Eastbound and Down

We were supposed to be on the road at 7 a.m. Sunday morning so of course my three year old, who woke up dry and had yet to pee, was half-pirouetting, half-skipping in our kitchen at 7:25, softly singing "Let It Go" to herself rather than going potty so we could leave.

She was very excited about stopping at the Crossville Buc-ees, even though all we ever do there is hurry into the bathroom. I had her stand in front of me while I peed and I changed her pull-up. We each picked a milk from the cooler and hit the road again.

I talked to her about why I did things as I drove. I noticed this week that when she got a "driver cart" at the grocery store that she turns a steering wheel like an old pro. It always surprises me how close she's paying attention.

There's almost always some accident or traffic on the descent to the Clinch River bridge so we talked about mountains, and how it's easier to go too fast going down hill.

As we got closer we talked about my dad.

"His tummy hurts," she said. "They're taking care of him. He's going to get a medicine and then we can't see him for a while."

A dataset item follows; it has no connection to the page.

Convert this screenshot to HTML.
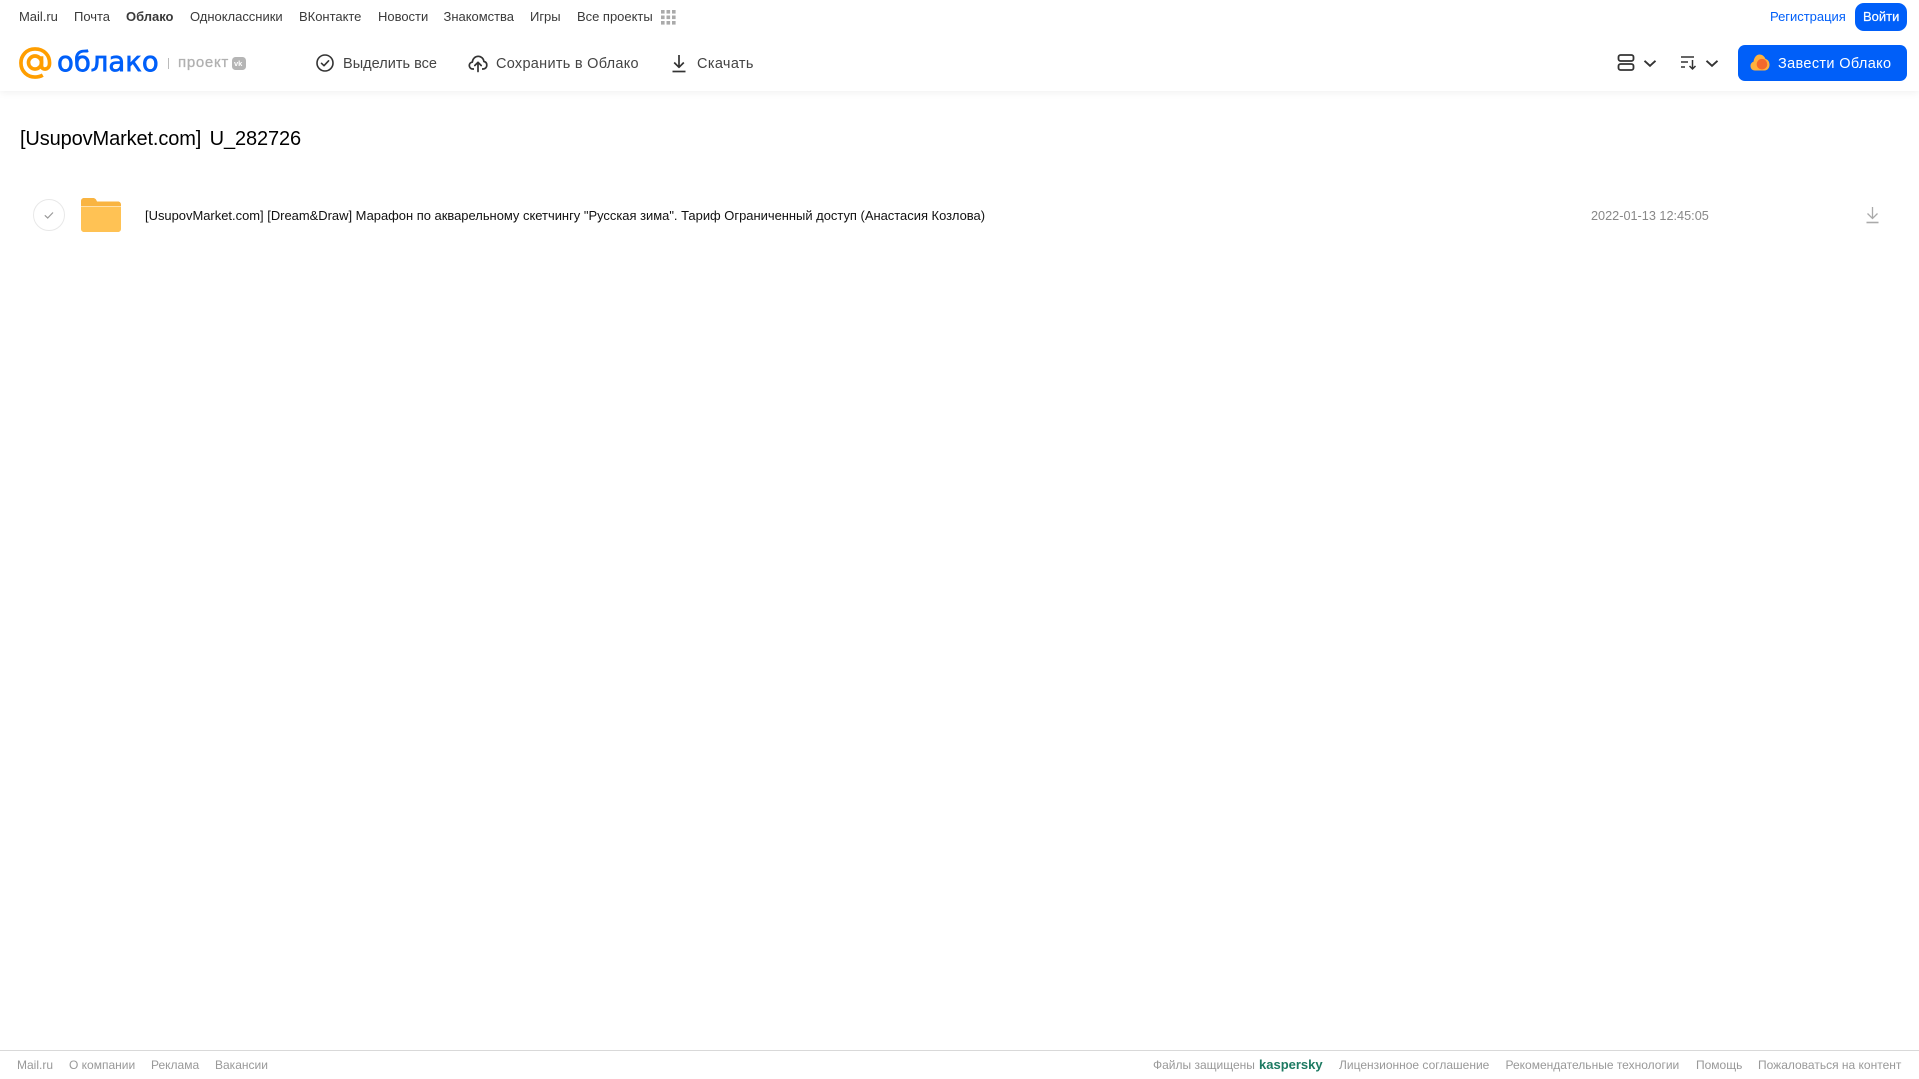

My dad has pancreatic cancer. Six months of chemo is supposed to start tomorrow. A rearrangement of the GI tract called a Whipple procedure in there somewhere, if things go well. So I drove three hours there and three hours back the same day to let my parents soak up snuggles and her tiny, sassy voice before … well, before. I lied about feeling good about the impending plumbing repair or the removal of our retaining wall, things I'd usually be seeking his advice about.

Both of his parents didn't take care of themselves and still lived to their mid-eighties, as did most of their parents and grandparents. We didn't address that subject directly. Instead we talked about the genealogy stuff we've learned in just the past few years, skirting around that so many of those ancestors were long-lived, for so far back.

In his last visit to Nashville in January, he said he'd recently weighed the most he ever had, and he wanted to change that. I offered to be an accountability partner. One of my own goals was to make a point to get enough sleep; I was revenge bedtime procrastinating a lot, which I knew he understood because he did it a lot in his thirties and forties. I'd text at 7 a.m. Then I caught a daycare crud about six weeks in and stopped updating, but he didn't. The weight was melting off, at a pace I couldn't have sustained even when I was a broke 20-year-old measuring out portions to ensure they'd last until the next paycheck. I was convinced he wasn't eating enough, that he was exercising too much.

Now I wonder, would a smaller man's cancer have been caught on the weight loss alone, before the elevated liver enzymes showed up in routine bloodwork, the same week the GI symptoms started? Another worry in my bouquet of them.

It was only 6 p.m. back home but I was exhausted to the point I was becoming concerned about making it home. So we slowly packed up a unicorn water table and our backpacks, I grabbed a handful of peppermints, and we migrated toward my SUV.

By the time I was back on I-40, on my second peppermint, I was more awake. I stopped at the exit for a college roommate's hometown, as I wasn't going to quite make it to Buc-ees, and filled up the tank while my daughter slept in her carseat. A red sunset, hazed over with smoke from the Alberta wildfires, dipped below the mountains. Then it was just the dark interstate, music from twenty years ago and more fun road trips on CarPlay, and me wide awake as midlife unfurled ahead.